The scheme for setting up and operating the institutional mechanism for facilitating the financing of trade receivables of MSMEs from corporate and other buyers, including Government Departments and Public Sector Undertakings (PSUs), through multiple financiers is known as Trade Receivables Discounting System (TReDS).
Following are the Salient Features of TReDS: 
• Unified platform for Sellers, Buyers and Financiers
• Eliminates Paper
• Easy Access to Funds
• Transact Online
• Competitive Discount Rates
• Seamless Data Flow
• Standardised Practices
TReDS platform ensures that MSMEs have access to a regular flow of funds at attractive interest rates and also preserves the working capital limits of a company as those are not included in the balance sheet. Most importantly, it ensures that the buyer pays the MSME supplier within 45 days, in compliance with the MSME Act.
How It Works
 Buyer sends a purchase order to MSME seller
 MSME seller delivers the goods along with an invoice. There may or may not be an accepted bill of exchange depending on the trade practice between the buyer and the seller.
 Thereafter, on the basis of either an invoice or a bill of exchange, the MSME seller creates a ‘factoring unit’ on TReDS. Subsequently, the buyer also logs on to TReDS and flags this factoring unit as ‘accepted’.
 The TReDS will standardize the time window available for corporate buyers to ‘accept’ the factoring units, which may vary based on the underlying document – an invoice or bill of exchange.
 Supporting documents evidencing movement of goods etc. may also be hosted by the MSME seller on the TReDS.
 The TReDS will have separate modules for transactions with invoices and transactions with Bills of Exchange.
 Factoring units may be created in each module as required. Each such unit will have the same sanctity and enforceability as allowed for physical instruments under the “Factoring Regulation Act, 2011” or under the “Negotiable Instruments Act, 1881”
 The standard format/features of the ‘factoring unit’ will be decided by the TReDS – it could be the entire bill/invoice amount or it could a pre-defined face value (say in multiples of 1,000 or 10,000 or 1,00,000). However, each factoring unit will represent a confirmed obligation of the buyer corporate and will carry the following relevant details – details of the seller and the buyer, issue date (could be the date of acceptance), due date, tenor (due date – issue date), balance tenor (due date – current date), amount due, unique identification number generated by TReDS, account details of the seller for financier’s reference (for credit at the time of financing), account details of the buyer for financier’s reference (for debit on the due date), the underlying commodity (or service if enabled).
 The TReDS should be able to facilitate the filtering of factoring units (by financiers or respective MSMEs / corporate buyers) accordingly to any of the above parameters. In view of the expected high volumes to be processed under TReDS, this would provide the necessary flexibility of operations to the stakeholders.
 The buyer’s bank and account details form an integral feature of the factoring unit. The creation of a factoring unit on TReDS shall result in the automatic generation of a notice/advice to the buyer’s bank informing them of such units.
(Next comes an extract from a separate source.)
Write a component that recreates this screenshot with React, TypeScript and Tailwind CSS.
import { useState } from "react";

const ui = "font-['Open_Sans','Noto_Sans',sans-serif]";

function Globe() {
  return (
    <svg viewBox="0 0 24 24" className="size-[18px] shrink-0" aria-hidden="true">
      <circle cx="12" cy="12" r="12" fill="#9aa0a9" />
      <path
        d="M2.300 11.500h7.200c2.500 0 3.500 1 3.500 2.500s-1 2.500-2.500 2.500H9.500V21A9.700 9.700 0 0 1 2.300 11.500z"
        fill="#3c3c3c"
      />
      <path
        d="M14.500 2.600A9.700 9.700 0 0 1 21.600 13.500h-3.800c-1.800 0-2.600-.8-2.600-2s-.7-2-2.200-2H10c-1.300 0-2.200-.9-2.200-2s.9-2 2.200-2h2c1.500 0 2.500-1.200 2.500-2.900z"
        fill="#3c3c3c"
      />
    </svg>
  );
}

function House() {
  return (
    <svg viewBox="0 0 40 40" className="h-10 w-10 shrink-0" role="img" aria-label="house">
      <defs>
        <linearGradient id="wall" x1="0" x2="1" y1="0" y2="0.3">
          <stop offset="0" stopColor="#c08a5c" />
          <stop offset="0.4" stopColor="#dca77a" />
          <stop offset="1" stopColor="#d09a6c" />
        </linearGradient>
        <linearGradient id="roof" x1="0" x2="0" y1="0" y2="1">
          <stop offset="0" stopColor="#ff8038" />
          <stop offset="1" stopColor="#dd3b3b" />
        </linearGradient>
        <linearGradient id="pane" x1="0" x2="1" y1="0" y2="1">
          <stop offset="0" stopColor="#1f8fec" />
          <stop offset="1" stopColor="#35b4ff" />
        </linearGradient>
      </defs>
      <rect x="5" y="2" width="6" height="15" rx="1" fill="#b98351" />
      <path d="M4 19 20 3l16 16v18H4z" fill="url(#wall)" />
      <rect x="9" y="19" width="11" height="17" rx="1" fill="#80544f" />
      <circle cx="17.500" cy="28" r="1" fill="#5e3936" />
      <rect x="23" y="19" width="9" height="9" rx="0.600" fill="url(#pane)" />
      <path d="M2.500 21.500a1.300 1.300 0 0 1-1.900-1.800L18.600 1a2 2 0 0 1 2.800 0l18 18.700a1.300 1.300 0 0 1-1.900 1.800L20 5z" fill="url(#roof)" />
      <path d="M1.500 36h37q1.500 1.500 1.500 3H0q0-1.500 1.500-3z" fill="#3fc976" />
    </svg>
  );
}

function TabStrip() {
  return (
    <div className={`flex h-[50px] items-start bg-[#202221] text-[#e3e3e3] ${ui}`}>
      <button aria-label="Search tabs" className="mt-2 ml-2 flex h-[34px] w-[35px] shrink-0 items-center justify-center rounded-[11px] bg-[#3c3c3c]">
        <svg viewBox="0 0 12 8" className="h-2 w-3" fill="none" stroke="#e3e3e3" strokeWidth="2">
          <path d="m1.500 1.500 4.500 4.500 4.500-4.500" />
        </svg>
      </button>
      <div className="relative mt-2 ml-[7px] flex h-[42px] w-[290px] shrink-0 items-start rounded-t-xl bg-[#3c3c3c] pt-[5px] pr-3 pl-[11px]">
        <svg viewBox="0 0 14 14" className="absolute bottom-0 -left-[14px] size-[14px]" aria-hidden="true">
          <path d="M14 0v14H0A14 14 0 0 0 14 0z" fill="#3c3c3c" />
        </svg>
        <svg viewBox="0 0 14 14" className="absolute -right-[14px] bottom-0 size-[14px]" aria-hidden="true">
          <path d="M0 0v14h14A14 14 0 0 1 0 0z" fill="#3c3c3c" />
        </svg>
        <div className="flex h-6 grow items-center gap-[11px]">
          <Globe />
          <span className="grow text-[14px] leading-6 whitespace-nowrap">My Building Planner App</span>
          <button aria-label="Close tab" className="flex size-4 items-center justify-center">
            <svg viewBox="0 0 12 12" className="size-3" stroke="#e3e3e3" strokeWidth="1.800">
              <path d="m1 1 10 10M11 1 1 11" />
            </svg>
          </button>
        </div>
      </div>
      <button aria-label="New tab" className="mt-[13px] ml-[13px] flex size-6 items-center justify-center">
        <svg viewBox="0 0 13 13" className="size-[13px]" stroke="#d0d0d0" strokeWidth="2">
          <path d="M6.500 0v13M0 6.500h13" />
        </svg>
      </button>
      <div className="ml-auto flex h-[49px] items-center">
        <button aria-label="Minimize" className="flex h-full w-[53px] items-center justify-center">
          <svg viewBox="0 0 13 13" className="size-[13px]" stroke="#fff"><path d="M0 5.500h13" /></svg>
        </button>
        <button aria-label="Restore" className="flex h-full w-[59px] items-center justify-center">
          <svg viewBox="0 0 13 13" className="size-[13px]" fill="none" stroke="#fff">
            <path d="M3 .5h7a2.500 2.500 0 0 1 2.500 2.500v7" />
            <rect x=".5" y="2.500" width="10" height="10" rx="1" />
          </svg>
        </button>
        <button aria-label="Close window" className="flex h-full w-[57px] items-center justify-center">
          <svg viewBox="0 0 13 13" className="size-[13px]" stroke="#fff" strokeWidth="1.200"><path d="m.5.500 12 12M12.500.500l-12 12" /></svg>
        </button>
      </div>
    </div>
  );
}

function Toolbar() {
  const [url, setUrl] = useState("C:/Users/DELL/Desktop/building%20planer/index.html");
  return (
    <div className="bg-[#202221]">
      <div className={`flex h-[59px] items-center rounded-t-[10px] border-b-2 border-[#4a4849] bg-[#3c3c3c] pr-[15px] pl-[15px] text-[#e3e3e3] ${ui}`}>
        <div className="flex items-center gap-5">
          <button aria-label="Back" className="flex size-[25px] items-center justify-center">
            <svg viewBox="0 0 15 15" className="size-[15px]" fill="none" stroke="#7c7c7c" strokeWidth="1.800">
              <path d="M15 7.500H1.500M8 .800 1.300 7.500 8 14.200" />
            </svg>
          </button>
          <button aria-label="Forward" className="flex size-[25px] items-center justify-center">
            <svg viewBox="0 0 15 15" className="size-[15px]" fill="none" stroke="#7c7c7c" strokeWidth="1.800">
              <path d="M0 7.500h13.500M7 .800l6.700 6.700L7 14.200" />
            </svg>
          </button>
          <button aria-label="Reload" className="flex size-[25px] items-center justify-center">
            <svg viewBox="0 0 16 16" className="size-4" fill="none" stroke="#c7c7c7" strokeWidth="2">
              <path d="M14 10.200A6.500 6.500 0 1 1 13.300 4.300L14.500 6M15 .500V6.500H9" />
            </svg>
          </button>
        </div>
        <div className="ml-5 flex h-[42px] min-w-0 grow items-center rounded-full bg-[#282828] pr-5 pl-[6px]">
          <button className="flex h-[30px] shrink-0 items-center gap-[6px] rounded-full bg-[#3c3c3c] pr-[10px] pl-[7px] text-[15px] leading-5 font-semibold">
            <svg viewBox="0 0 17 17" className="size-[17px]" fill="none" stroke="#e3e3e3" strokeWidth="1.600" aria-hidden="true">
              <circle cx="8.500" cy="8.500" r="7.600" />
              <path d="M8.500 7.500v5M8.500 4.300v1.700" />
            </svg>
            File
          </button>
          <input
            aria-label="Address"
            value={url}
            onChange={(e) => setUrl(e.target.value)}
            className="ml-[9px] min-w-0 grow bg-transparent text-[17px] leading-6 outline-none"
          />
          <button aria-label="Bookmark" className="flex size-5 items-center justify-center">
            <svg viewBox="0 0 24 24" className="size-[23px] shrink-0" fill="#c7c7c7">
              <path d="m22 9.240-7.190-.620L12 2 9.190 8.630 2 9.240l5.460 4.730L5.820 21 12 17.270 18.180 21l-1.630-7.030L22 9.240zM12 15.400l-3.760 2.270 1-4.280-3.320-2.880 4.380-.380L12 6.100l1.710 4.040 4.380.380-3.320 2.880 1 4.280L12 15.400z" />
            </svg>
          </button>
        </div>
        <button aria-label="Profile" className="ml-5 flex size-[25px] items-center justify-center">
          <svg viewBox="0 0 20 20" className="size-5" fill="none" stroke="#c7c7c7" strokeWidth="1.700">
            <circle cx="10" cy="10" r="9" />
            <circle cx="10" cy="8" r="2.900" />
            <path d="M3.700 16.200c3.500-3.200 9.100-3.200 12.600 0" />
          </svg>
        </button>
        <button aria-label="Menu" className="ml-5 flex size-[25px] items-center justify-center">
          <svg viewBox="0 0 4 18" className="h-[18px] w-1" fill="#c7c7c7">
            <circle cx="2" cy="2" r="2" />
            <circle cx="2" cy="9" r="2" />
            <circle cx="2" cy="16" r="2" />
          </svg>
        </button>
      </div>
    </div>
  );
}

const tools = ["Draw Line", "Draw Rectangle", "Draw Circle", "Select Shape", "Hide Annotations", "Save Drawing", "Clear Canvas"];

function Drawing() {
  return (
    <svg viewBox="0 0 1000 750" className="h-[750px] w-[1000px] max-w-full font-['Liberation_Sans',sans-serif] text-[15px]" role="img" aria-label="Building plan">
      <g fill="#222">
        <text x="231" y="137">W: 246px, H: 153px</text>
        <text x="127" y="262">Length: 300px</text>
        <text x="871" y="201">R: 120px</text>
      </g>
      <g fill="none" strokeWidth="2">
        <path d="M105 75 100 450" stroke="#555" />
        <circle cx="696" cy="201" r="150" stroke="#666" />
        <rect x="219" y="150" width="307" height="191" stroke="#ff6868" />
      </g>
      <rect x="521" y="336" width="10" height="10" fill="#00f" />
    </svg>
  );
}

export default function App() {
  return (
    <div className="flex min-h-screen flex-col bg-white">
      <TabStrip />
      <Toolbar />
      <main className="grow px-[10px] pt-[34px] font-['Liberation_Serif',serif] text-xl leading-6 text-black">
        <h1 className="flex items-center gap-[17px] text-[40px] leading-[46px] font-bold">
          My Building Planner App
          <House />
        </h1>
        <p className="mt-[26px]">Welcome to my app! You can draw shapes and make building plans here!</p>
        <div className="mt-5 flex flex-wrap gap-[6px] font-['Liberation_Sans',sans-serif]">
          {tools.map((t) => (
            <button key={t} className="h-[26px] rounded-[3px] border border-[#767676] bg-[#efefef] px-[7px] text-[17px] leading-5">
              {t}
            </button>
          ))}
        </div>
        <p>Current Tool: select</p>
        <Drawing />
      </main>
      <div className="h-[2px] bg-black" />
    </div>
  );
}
Similarly, financing by a financier should generate another notice/advice to the buyer’s bank to enable a Draft Guidelines for setting up and operating TReDS 7 direct debit to the buyer’s account on the due date in favor of the financier (based on the settlement obligations generated by the TReDS).
 These factoring units will be available for financing by any of the financiers registered on the system. The all-in-cost quoted by the financier will be available on the TReDS. This price can only be viewed by the MSME seller and not available for other financiers.
 There will be a window period provided for financiers to quote their bids against factoring units. Financiers will be free to determine the time-validity of their bid price. Once accepted by the MSME seller, there will be no option for financiers to revise their bids quoted online.
 The MSME seller is free to accept any of the bids and the financier will receive the necessary intimation. Financiers will finance the balance tenor on the factoring unit.
 Once a bid is accepted, the factoring unit will get tagged as “financed” and the funds will be credited to the seller’s account by the financier on T+2 basis (T being the date of bid acceptance). The actual settlement of such funds will be as outlined under the Settlement section.
 On the due date, the financier will have to receive funds from the corporate buyer. The TReDS will send due notifications to corporate buyers and their banks advising them of payments due. The actual settlement of such funds will be as outlined under the Settlement section.
 Non-payment by the buyer on the due date to their banker should tantamount to a default by the buyer and attract penal provisions and enable the banker to proceed against the corporate buyer. Any action initiated in this regard will be strictly nonrecourse with respect to the MSME sellers.
 Once financed, these instruments will be rated by the TReDS on the basis of an external rating of the buyer corporate, the nature of the underlying instrument (invoice or bill of exchange), previous instances of delays or defaults by the buyer corporate w.r.t. transactions on TReDS etc.
 The rated instruments may then be further transacted/discounted amongst the financiers in the secondary segment.
 Similar to the primary segment, any successful trade in the secondary segment will also automatically result in a direct debit authority being enabled by the buyer’s bank in favor of the financier (based on the settlement obligations generated by the TReDS). In parallel, it will also generate a ‘notice of assignment’ intimating the buyer to make the payment to the new financier (though the payment itself will be taken care of by virtue of the direct debit authority and settlement process of TReDS).
 In the event that a factoring unit remains unfinanced, the Buyer will pay the MSME seller outside of the TReDS
This TReDS will if used properly surely will resolve the Liquidity issues of Business Owners and this will only guide them towards more business, more orders, quick services, timely payment, good relations, and after all no Court expenses.